Whether the fixtures are relocated, switched, or replaced is up to the ICC. That is what establishes whether the loss is essentially cosmetic or important for India. Bangladesh was scheduled to play three Group C games at the Eden Gardens in Kolkata against the West Indies, Italy, and England before concluding at Wankhede Stadium in Mumbai against Nepal. Eden Gardens can now accommodate 63,000 people, while Wankhede can accommodate 33,000. The maximum inventory engaged in four Bangladeshi games is about 222,000 seats. Only the beginning is displayed on ticket floors. According to the ICC, tickets for India matches start at INR 100. According to the official booking website, tickets for Bangladesh vs. Italy start at INR 100, West Indies vs. Bangladesh at INR 300, and Bangladesh vs. Nepal in Mumbai at INR 250. One significant distinction is that, according the ICC's India ticket terms, tickets are still owned by the ICC Business Corporation (IBC), with BCCI listed as the host. This implies a commercial structure under ICC management, where the on-site host makes money through agreed-upon hosting and operating arrangements instead of having complete gate ownership. Therefore, match-day excess plus local sponsorship/activation plus hospitality demand associated with those matches make up the majority of the BCCI exposure.

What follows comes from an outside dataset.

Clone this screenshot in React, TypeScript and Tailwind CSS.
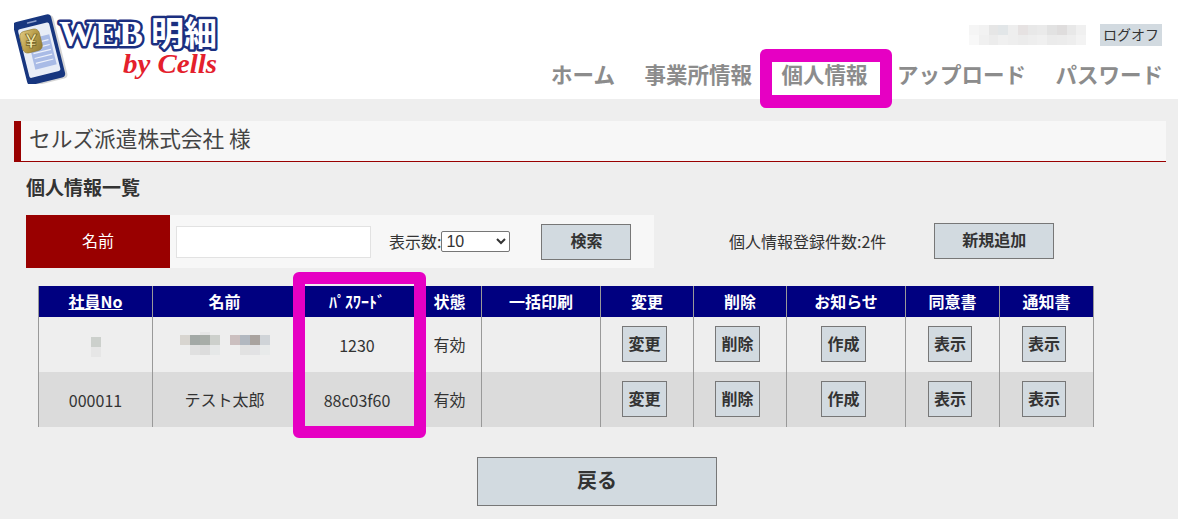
const font = { fontFamily: '"Noto Sans CJK JP", "Noto Sans", sans-serif' };

const navItems = ["ホーム", "事業所情報", "個人情報", "アップロード", "パスワード"];

const columns = [
  { label: "社員No", width: "w-[114px]", link: true },
  { label: "名前", width: "w-[144px]" },
  { label: "ﾊﾟｽﾜｰﾄﾞ", width: "w-[121px]" },
  { label: "状態", width: "w-[64px]" },
  { label: "一括印刷", width: "w-[119px]" },
  { label: "変更", width: "w-[93px]" },
  { label: "削除", width: "w-[93px]" },
  { label: "お知らせ", width: "w-[119px]" },
  { label: "同意書", width: "w-[94px]" },
  { label: "通知書", width: "w-[94px]" },
];

const rows = [
  { id: null, name: null, password: "1230", bg: "bg-[#eeeeee]" },
  { id: "000011", name: "テスト太郎", password: "88c03f60", bg: "bg-[#dbdbdb]" },
];

// pixelated blocks standing in for the blurred personal data
function Mosaic({ colors, cell = 10, firstRow }: { colors: string[][]; cell?: number; firstRow?: number }) {
  return (
    <div className="inline-flex flex-col align-middle">
      {colors.map((line, y) => (
        <div key={y} className="flex">
          {line.map((c, x) => (
            <span key={x} style={{ width: cell, height: y === 0 && firstRow ? firstRow : cell, background: c }} />
          ))}
        </div>
      ))}
    </div>
  );
}

function Logo() {
  return (
    <svg width="210" height="72" viewBox="0 0 210 72" className="block">
      <defs>
        <linearGradient id="coin" x1="0" y1="0" x2="1" y2="1">
          <stop offset="0" stopColor="#e2cc84" />
          <stop offset="0.5" stopColor="#b89c48" />
          <stop offset="1" stopColor="#8f7a35" />
        </linearGradient>
      </defs>
      <g transform="rotate(-14 26 39)">
        <rect x="6" y="5" width="39" height="65" rx="4" fill="#b9b9b9" opacity="0.6" transform="translate(2 1.5)" />
        <rect x="6" y="5" width="39" height="65" rx="4" fill="#17367f" />
        <rect x="9.5" y="13" width="32" height="50" rx="2" fill="#e8edf7" />
        <rect x="20" y="8" width="10" height="1.6" rx="0.8" fill="#8fa0cc" />
        <rect x="17" y="25" width="22" height="31" fill="#a9bbe6" />
        <path d="M19 30h18M19 35h18M19 40h18M19 45h18M19 50h18" stroke="#eef2fb" strokeWidth="1.2" />
      </g>
      <rect x="7" y="18" width="20" height="22" rx="5" fill="url(#coin)" stroke="#8a7634" strokeWidth="0.6" transform="rotate(-14 17 29)" />
      <text x="17" y="36" textAnchor="middle" fontFamily="Liberation Sans" fontWeight="700" fontSize="21" fill="#f6e9a8" stroke="#6b5a22" strokeWidth="0.7">¥</text>
      <text
        x="45"
        y="34"
        fontFamily="Liberation Serif"
        fontWeight="700"
        fontSize="36"
        fill="#ffffff"
        stroke="#1b2f80"
        strokeWidth="5"
        paintOrder="stroke"
        strokeLinejoin="round"
        textLength="84"
        lengthAdjust="spacingAndGlyphs"
      >
        WEB
      </text>
      <text
        x="137"
        y="34"
        fontFamily="Noto Sans CJK JP"
        fontWeight="700"
        fontSize="34"
        fill="#ffffff"
        stroke="#1b2f80"
        strokeWidth="5"
        paintOrder="stroke"
        strokeLinejoin="round"
        textLength="66"
        lengthAdjust="spacingAndGlyphs"
      >
        明細
      </text>
      <text
        x="109"
        y="61"
        fontFamily="Liberation Serif"
        fontStyle="italic"
        fontWeight="700"
        fontSize="27"
        fill="#e4202c"
        textLength="94"
        lengthAdjust="spacingAndGlyphs"
      >
        by Cells
      </text>
    </svg>
  );
}

function ActionButton({ label }: { label: string }) {
  return (
    <button
      className={`mr-[5px] mb-[2px] h-9 border border-[#777777] bg-[#d2dae0] pb-[2px] text-base font-bold text-[#333333] ${
        label === "表示" ? "w-[44px]" : "w-[45px]"
      }`}
    >
      {label}
    </button>
  );
}

export default function App() {
  return (
    <div className="min-h-screen overflow-hidden bg-[#eeeeee] text-[#333333]" style={font}>
      <header className="flex h-[99px] justify-between bg-white pr-4 pl-[14px]">
        <div className="pt-[12px]">
          <Logo />
        </div>
        <div className="flex flex-col items-end">
          <div className="mt-6 flex h-[22px] items-center">
            <Mosaic
              cell={9.75}
              colors={[
                ["#f5f5f5", "#f2f2f2", "#e6e6e6", "#e2e6e8", "#eeeeee", "#e6e2e2", "#e8e8e8", "#eaeaea", "#e2e2e2", "#dfdddd", "#e8e8e8", "#f0f0f0"],
                ["#f8f8f8", "#f0f0f0", "#ececec", "#f0f0f0", "#eeeeee", "#ececec", "#eeeeee", "#f0f0f0", "#ebebeb", "#ececec", "#eeeeee", "#f3f3f3"],
              ]}
            />
            <button className="ml-[14px] h-[22px] w-[62px] bg-[#d2dae0] pb-[2px] text-sm text-[#333333]">ログオフ</button>
          </div>
          <nav className="mt-[13px] -mr-[1px] flex gap-[29.5px] text-[21.5px] leading-[30px] font-bold text-[#8c8c8c]">
            {navItems.map((item) => (
              <a key={item} className="relative whitespace-nowrap">
                {item}
                {item === "個人情報" && (
                  <span className="absolute -top-[10px] -right-[25px] -left-[21px] h-[59px] rounded-md border-x-[12px] border-y-[13px] border-[#e600c3]" />
                )}
              </a>
            ))}
          </nav>
        </div>
      </header>

      <main className="px-3 pt-[22px]">
        <h1 className="ml-[2px] h-[41px] w-[1152px] border-b border-l-[7px] border-[#990000] bg-[#f7f7f7] pl-2 text-[21.7px] leading-[34px] font-normal text-[#444444]">
          セルズ派遣株式会社 様
        </h1>

        <h2 className="mt-[13px] ml-[14px] text-[19px] leading-6 font-bold">個人情報一覧</h2>

        <div className="mt-[16px] ml-[14px] flex items-start text-base">
          <div className="flex h-[53px] w-[628px] items-center bg-[#f7f7f7]">
            <div className="flex h-full w-[144px] items-center justify-center bg-[#990000] pb-1 text-white">名前</div>
            <input className="ml-[6px] h-8 w-[195px] border border-[#e2e2e2] bg-white" />
            <span className="ml-[18px] pb-[2px]">表示数:</span>
            <select
              defaultValue="10"
              className="h-[21px] w-[69px] rounded-[2px] border border-[#767676] bg-white text-base leading-none"
              style={{ fontFamily: '"Liberation Sans", sans-serif' }}
            >
              <option value="10">10</option>
            </select>
            <button className="ml-[31px] h-9 w-[90px] border border-[#777777] bg-[#d2dae0] pb-1 font-bold">検索</button>
          </div>
          <span className="mt-[14px] ml-[75px] leading-6">個人情報登録件数:2件</span>
          <button className="mt-2 ml-[48px] h-9 w-[120px] border border-[#777777] bg-[#d2dae0] pb-1 font-bold">新規追加</button>
        </div>

        <div className="relative mt-[18px] ml-[26px] w-[1056px]">
          <table className="table-fixed border-collapse">
            <thead>
              <tr className="h-[31px] bg-[#000080] text-base text-white">
                {columns.map((c) => (
                  <th key={c.label} className={`${c.width} border-x border-[#999999] p-0 pb-[2px] font-bold`}>
                    {c.link ? <a className="underline">{c.label}</a> : c.label}
                  </th>
                ))}
              </tr>
            </thead>
            <tbody>
              {rows.map((r) => (
                <tr key={r.password} className={`h-[55px] text-center text-base ${r.bg}`}>
                  <td className="border-x border-[#999999] p-0">
                    {r.id ?? <Mosaic colors={[["#ccd0cc"], ["#e6e6e6"]]} />}
                  </td>
                  <td className="border-x border-[#999999] p-0 pb-[2px]">
                    {r.name ?? (
                      <div className="flex justify-center gap-[10px]">
                        <Mosaic
                          firstRow={3}
                          colors={[
                            ["#eeeeee", "#eeeeee", "#e6e6e6", "#eeeeee"],
                            ["#d8d5d0", "#a3a9a6", "#a8ada8", "#cdd0cc"],
                            ["#eeeeee", "#e0e0e0", "#dcdcdc", "#e6e8e8"],
                          ]}
                        />
                        <Mosaic
                          firstRow={3}
                          colors={[
                            ["#eeeeee", "#eeeeee", "#eeeeee", "#eeeeee"],
                            ["#cbbfbf", "#b2b8c0", "#a9a39f", "#d0d4d8"],
                            ["#eeeeee", "#e2e2e2", "#e2e2e4", "#e8eaea"],
                          ]}
                        />
                      </div>
                    )}
                  </td>
                  <td className="border-x border-[#999999] p-0">{r.password}</td>
                  <td className="border-x border-[#999999] p-0 pb-[2px]">有効</td>
                  <td className="border-x border-[#999999] p-0" />
                  {["変更", "削除", "作成", "表示", "表示"].map((label, i) => (
                    <td key={i} className="border-x border-[#999999] p-0">
                      <ActionButton label={label} />
                    </td>
                  ))}
                </tr>
              ))}
            </tbody>
          </table>
          <div className="absolute -top-[14px] left-[255px] h-[166px] w-[133px] rounded-md border-[12px] border-[#e600c3]" />
        </div>

        <div className="mt-[30px] flex justify-center pl-4">
          <button className="h-[49px] w-[240px] border border-[#777777] bg-[#d2dae0] pb-1 text-xl font-bold">戻る</button>
        </div>
      </main>
    </div>
  );
}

Scenario A: matches moved out, and India venues are not backfilled
Gross gate "at risk" could land roughly in an INR 7-30 crore band (think 60-90 per cent occupancy and a blended realised ticket of INR 500-1,500).
Scenario B: matches moved, but India is backfilled with other games
The loss can drop sharply because the seats still get sold. The difference becomes demand quality (replacing an England game is harder than replacing Bangladesh-Italy).
Scenario C: venue swap within the India-Sri Lanka schedule
If the ICC simply swaps venues/dates while keeping India's match inventory intact, the impact is mostly logistics and re-planning costs, not revenue. The bottom line is the loss is not World Cup central money, its India's match-day upside on four fixtures, and it is highly scenario dependent.